Both Ohio State, 31-7, and Kansas, 31-6, have followed similar paths to the national semifinals. Both are No. 2 seeds, having knocked off favored No. 1s to return to the Final Four. Both were No. 1 seeds a year ago — Ohio State was the No. 1 overall seed — but failed to make it to the Final Four; Ohio State losing in the Sweet 16; Kansas in the Elite Eight.

Neither knew what to expect this season. Kansas lost a wealth of talent, including three players to the NBA, while the Buckeyes lost three starters. But Kansas is returning to the Final Four for the first time since winning the title in 2008, the Buckeyes are back for the first time since losing to Florida in the 2007 championship game.

“I didn’t know how this team was going to unfold,” Matta said. “You go into an offseason and try to find some definites about this team.

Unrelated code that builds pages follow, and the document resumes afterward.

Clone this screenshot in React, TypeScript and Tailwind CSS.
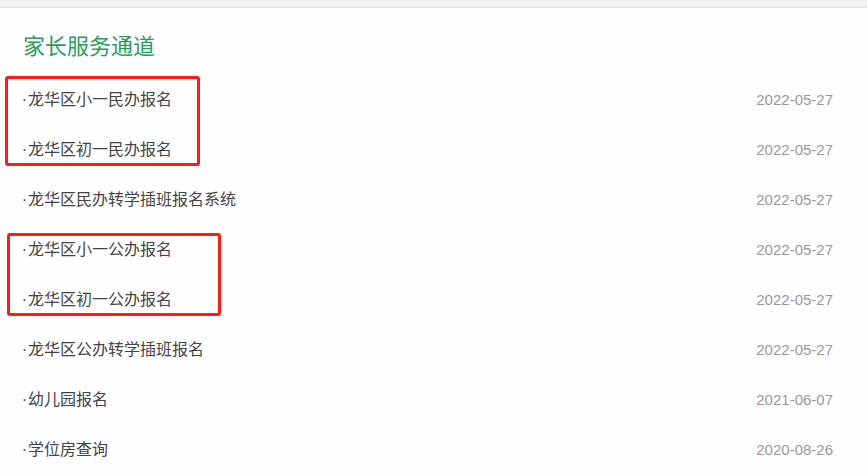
import React from "react";

const items: { title: string; date: string }[] = [
  { title: "龙华区小一民办报名", date: "2022-05-27" },
  { title: "龙华区初一民办报名", date: "2022-05-27" },
  { title: "龙华区民办转学插班报名系统", date: "2022-05-27" },
  { title: "龙华区小一公办报名", date: "2022-05-27" },
  { title: "龙华区初一公办报名", date: "2022-05-27" },
  { title: "龙华区公办转学插班报名", date: "2022-05-27" },
  { title: "幼儿园报名", date: "2021-06-07" },
  { title: "学位房查询", date: "2020-08-26" },
];

export default function App() {
  return (
    <div
      className="relative w-[867px] h-[476px] overflow-hidden bg-[#fefeff]"
      style={{ fontFamily: '"Liberation Sans", "Noto Sans CJK SC", sans-serif' }}
    >
      <div className="h-[8px] bg-[#f2f2f4] border-b border-[#dcdcde]" />
      <div className="pl-[23px] pr-[34px]">
        <h2 className="mt-[24px] h-[30px] leading-[30px] text-[22px] text-[#2a9d5c] font-normal">
          家长服务通道
        </h2>
        <ul className="mt-[13px]">
          {items.map((it, i) => (
            <li key={i} className="h-[50px] flex items-center justify-between">
              <div className="flex items-center text-[16px] text-[#444444] -ml-[2px]">
                <span className="w-[7px] text-center">·</span>
                <span>{it.title}</span>
              </div>
              <span className="text-[15px] text-[#999999]">{it.date}</span>
            </li>
          ))}
        </ul>
      </div>
      <div className="absolute left-[5px] top-[76px] w-[195px] h-[90px] border-[3px] border-[#ff1a12] rounded-[3px]" />
      <div className="absolute left-[7px] top-[233px] w-[214px] h-[83px] border-[3px] border-[#ff1a12] rounded-[3px]" />
    </div>
  );
}
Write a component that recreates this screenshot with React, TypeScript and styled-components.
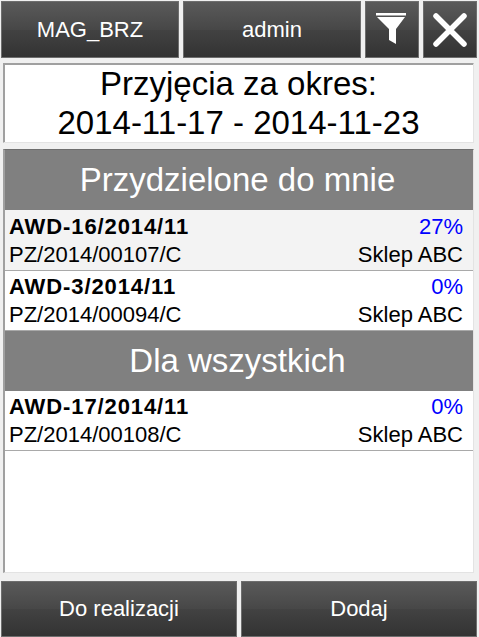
import React from "react";
import styled, { createGlobalStyle } from "styled-components";

const GlobalStyle = createGlobalStyle`
  html, body {
    margin: 0;
    padding: 0;
    background: #f0f0f0;
    font-family: "Liberation Sans", Arial, sans-serif;
  }
`;

const assigned = [
  { code: "AWD-16/2014/11", percent: "27%", doc: "PZ/2014/00107/C", shop: "Sklep ABC", selected: true },
  { code: "AWD-3/2014/11", percent: "0%", doc: "PZ/2014/00094/C", shop: "Sklep ABC" },
];

const forAll = [{ code: "AWD-17/2014/11", percent: "0%", doc: "PZ/2014/00108/C", shop: "Sklep ABC" }];

function Row(props: any) {
  const { code, percent, doc, shop, selected } = props;
  return (
    <ListRow $selected={selected}>
      <Code>{code}</Code>
      <Percent>{percent}</Percent>
      <Doc>{doc}</Doc>
      <Doc>{shop}</Doc>
    </ListRow>
  );
}

export default function App() {
  return (
    <Page>
      <GlobalStyle />
      <TopBar>
        <DarkButton>MAG_BRZ</DarkButton>
        <DarkButton>admin</DarkButton>
        <DarkButton>
          <svg width="34" height="44" viewBox="0 0 34 44">
            <rect x="1" y="5" width="30" height="2.5" fill="#fff" />
            <path d="M2 9 H30 L21 21 V36 L14 32 V21 Z" fill="#fff" />
          </svg>
        </DarkButton>
        <DarkButton>
          <svg width="36" height="36" viewBox="0 0 36 36">
            <path d="M4 4 L32 32 M32 4 L4 32" stroke="#fff" strokeWidth="5.5" strokeLinecap="round" />
          </svg>
        </DarkButton>
      </TopBar>
      <PeriodPanel>
        <div>Przyjęcia za okres:</div>
        <div>2014-11-17 - 2014-11-23</div>
      </PeriodPanel>
      <ListPanel>
        <SectionHeader>Przydzielone do mnie</SectionHeader>
        {assigned.map((item) => (
          <Row key={item.code} {...item} />
        ))}
        <SectionHeader $short>Dla wszystkich</SectionHeader>
        {forAll.map((item) => (
          <Row key={item.code} {...item} />
        ))}
      </ListPanel>
      <BottomBar>
        <DarkButton>Do realizacji</DarkButton>
        <DarkButton>Dodaj</DarkButton>
      </BottomBar>
    </Page>
  );
}

const Page = styled.div`
  width: 479px;
  height: 637px;
  overflow: hidden;
  box-sizing: border-box;
  padding: 1px 1px 0;
  display: flex;
  flex-direction: column;
`;

const TopBar = styled.div`
  display: grid;
  grid-template-columns: 178px 178px 54px 54px;
  grid-auto-rows: 57px;
  column-gap: 4px;
`;

const BottomBar = styled.div`
  display: grid;
  grid-template-columns: 236px 236px;
  column-gap: 4px;
  height: 56px;
  margin-top: 8px;
`;

const DarkButton = styled.div`
  box-sizing: border-box;
  border: 1px solid #6e6e6e;
  background: linear-gradient(#5a5a5a 0%, #474747 50%, #424242 51%, #333333 100%);
  color: #fff;
  font-size: 22px;
  display: flex;
  align-items: center;
  justify-content: center;
`;

const PeriodPanel = styled.div`
  box-sizing: border-box;
  width: 471px;
  height: 80px;
  margin: 5px 0 0 2px;
  border: 1px solid #e3e3e3;
  border-top: 1px solid #a0a0a0;
  border-left: 1px solid #a0a0a0;
  box-shadow: inset 1px 1px 0 #a0a0a0;
  background: #fff;
  color: #000;
  font-size: 33px;
  line-height: 39px;
  text-align: center;
`;

const ListPanel = styled.div`
  box-sizing: border-box;
  width: 471px;
  height: 425px;
  margin: 6px 0 0 2px;
  border: 1px solid #e3e3e3;
  border-top: 1px solid #6e6e6e;
  border-left: 2px solid #a0a0a0;
  background: #fff;
`;

const SectionHeader = styled.div<{ $short?: boolean }>`
  box-sizing: border-box;
  height: ${(p) => (p.$short ? 59.5 : 60)}px;
  padding-right: 3px;
  background: #808080;
  color: #fff;
  font-size: 33px;
  display: flex;
  align-items: center;
  justify-content: center;
`;

const ListRow = styled.div<{ $selected?: boolean }>`
  box-sizing: border-box;
  height: 60.5px;
  padding: 2.5px 10px 0 4px;
  border-bottom: 1px solid #a9a9a9;
  background: ${(p) => (p.$selected ? "#f3f3f3" : "#fff")};
  display: grid;
  grid-template-columns: 1fr auto;
  grid-auto-rows: 28px;
  align-items: center;
`;

const Code = styled.div`
  font-size: 22px;
  font-weight: bold;
  letter-spacing: 0.9px;
  color: #000;
`;

const Percent = styled.div`
  font-size: 22px;
  color: #0000ff;
  text-align: right;
`;

const Doc = styled.div`
  font-size: 22px;
  color: #000;
`;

I knew (guard) Aaron Craft was going to play great defense. I knew Jared was going to be able to score down in the block … William (Buford) was going to get his 14 points a game as he has his entire career, but from there, we felt good about some things, but we didn’t know for certain what they were going to be.

“The thing I saw with this team was they had the capability of being a really good basketball team. There was a stretch in November where we played good basketball and a stretch in December we played good basketball without Jared. We were looking for that consistency all the way through, and they finally hit their stride, thankfully, at the right time of the season.”